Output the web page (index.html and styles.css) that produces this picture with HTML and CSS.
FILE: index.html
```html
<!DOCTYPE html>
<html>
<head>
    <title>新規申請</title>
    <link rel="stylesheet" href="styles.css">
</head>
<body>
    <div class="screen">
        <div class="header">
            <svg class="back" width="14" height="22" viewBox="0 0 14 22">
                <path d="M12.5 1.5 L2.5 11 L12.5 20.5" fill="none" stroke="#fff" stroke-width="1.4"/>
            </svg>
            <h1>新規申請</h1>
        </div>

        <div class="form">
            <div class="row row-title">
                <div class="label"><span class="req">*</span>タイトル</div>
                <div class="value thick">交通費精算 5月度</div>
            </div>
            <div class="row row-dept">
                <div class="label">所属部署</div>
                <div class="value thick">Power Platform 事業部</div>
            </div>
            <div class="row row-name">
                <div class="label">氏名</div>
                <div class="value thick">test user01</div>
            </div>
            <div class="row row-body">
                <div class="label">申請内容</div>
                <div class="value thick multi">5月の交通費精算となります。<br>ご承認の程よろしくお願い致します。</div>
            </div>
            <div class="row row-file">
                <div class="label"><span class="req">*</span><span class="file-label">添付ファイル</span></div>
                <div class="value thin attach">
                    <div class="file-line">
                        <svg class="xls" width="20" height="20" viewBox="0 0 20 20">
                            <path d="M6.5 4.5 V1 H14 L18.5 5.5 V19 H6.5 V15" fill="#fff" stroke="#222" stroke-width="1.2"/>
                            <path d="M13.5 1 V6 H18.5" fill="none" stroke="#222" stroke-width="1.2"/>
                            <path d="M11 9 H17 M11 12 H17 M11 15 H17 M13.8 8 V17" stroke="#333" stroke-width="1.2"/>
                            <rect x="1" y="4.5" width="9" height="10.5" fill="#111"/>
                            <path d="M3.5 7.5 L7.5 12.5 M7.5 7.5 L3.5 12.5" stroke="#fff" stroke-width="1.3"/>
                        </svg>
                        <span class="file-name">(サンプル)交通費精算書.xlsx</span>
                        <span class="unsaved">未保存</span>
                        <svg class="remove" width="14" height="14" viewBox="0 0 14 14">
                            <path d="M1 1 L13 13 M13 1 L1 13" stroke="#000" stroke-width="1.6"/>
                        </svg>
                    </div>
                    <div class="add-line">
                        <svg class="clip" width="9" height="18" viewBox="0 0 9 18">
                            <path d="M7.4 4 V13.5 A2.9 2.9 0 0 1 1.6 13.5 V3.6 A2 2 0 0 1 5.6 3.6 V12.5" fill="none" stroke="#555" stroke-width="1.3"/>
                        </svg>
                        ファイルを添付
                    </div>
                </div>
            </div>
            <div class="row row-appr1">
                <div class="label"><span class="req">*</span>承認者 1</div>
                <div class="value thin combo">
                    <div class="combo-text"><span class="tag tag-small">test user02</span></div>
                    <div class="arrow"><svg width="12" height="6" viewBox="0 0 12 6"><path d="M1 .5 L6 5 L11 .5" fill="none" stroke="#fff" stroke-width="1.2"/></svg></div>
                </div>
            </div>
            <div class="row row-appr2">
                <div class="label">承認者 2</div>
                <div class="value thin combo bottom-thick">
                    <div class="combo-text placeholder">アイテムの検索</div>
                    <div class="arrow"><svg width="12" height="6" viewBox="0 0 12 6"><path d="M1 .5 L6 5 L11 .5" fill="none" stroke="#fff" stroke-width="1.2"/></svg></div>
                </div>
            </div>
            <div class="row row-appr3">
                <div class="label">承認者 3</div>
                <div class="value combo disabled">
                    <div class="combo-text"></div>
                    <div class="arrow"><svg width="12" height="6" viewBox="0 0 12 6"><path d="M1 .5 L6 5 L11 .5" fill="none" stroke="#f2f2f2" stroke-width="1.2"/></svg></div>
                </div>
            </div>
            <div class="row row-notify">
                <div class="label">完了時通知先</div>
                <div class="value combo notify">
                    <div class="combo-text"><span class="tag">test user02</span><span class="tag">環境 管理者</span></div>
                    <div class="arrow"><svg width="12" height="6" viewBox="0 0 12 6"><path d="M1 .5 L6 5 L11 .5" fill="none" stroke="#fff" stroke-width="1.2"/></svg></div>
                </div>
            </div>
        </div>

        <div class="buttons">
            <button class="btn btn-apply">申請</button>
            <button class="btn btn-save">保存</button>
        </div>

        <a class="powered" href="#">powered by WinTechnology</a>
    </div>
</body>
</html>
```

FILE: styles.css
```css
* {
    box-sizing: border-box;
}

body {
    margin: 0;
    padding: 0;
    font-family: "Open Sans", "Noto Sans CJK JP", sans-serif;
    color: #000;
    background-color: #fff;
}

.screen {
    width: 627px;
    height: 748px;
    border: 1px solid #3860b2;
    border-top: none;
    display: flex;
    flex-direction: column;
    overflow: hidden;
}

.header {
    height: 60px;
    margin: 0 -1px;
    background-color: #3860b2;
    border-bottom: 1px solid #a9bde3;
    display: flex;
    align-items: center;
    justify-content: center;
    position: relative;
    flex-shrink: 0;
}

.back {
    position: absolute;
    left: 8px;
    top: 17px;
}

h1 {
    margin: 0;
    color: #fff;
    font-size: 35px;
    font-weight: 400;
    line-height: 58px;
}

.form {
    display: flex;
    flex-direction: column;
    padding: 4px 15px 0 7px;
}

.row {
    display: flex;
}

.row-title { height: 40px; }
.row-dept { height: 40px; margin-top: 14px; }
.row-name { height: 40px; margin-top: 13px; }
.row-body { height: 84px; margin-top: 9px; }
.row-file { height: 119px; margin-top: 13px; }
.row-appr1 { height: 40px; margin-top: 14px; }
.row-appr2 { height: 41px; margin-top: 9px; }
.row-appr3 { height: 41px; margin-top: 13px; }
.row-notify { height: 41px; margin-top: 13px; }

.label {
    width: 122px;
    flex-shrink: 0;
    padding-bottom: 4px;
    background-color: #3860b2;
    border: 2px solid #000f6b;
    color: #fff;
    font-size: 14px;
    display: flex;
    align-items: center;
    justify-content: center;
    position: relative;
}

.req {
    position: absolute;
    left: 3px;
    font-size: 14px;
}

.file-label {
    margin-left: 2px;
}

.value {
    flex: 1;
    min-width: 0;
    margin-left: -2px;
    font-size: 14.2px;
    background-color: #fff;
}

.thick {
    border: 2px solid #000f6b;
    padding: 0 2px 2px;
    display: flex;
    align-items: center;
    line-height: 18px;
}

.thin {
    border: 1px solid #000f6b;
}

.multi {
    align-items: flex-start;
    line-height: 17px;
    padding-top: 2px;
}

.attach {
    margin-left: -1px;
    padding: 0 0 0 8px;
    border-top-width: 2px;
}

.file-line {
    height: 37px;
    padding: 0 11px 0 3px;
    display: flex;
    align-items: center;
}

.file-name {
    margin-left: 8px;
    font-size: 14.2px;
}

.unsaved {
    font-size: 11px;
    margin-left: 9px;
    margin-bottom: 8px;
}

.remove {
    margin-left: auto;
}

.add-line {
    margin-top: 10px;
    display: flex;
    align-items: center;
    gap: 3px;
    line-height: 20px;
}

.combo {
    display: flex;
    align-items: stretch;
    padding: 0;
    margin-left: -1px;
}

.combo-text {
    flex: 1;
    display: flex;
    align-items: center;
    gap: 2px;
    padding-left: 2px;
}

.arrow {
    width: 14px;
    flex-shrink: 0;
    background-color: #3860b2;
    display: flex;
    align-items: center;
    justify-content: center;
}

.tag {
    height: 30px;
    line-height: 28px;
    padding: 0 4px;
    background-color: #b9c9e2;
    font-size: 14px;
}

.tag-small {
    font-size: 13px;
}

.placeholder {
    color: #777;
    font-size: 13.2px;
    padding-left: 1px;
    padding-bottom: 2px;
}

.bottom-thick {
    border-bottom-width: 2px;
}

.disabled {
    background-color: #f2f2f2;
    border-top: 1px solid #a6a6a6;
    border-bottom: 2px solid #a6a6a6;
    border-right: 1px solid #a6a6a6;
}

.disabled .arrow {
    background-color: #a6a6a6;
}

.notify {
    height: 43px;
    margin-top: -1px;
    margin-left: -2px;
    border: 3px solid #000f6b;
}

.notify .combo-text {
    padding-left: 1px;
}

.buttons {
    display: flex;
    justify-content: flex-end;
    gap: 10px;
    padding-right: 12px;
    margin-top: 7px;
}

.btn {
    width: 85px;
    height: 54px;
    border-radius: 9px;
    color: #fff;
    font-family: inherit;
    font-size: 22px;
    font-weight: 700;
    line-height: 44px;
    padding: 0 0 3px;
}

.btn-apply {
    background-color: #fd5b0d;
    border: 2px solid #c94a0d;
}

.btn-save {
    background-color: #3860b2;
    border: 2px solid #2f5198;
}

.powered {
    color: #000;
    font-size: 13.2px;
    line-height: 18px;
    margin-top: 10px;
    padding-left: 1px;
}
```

--- To be done ---
Which lines hold the word "index"? Copy all of them.

--- Answer to the exercise ---
Output the web page (index.html and styles.css) that produces this picture with HTML and CSS.
FILE: index.html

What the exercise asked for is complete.